The imposing choral texture of the pre-Reformation antiphons is well suited to White’s highly individual style. Though his Psalm motets all start with two- and three-voice verse sections, it is the full choral writing White seems to relish: once he gets going, his polyphony is an irresistible force. This is never more the case than in the final paragraph of Exaudiat, beginning at ‘Domine, salvum fac regem’, where White starts the point of imitation by stealth, in what appears still to be a verse section for divided countertenors and tenors; he then plays in the remaining voices, retaining the gimell in the inner parts, to produce an opulent seven-voice texture, as the music rolls inevitably toward its triumphant final cadence.

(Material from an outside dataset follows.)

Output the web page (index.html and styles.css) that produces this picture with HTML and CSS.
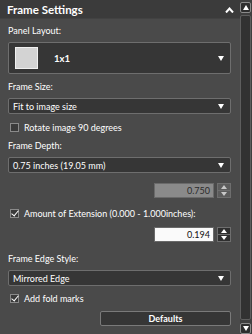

The text of Exaudiat te Dominus is a prayer for the monarch—specifically, for victory over his (or her) enemies. There is (as yet) no evidence to suggest a political reading of White’s motet; but at the least it seems remarkable to find an Anglican musician of the mid-sixteenth century setting such a text in Latin, to music that celebrates—or perhaps memorializes—the liturgical life of a vanished age.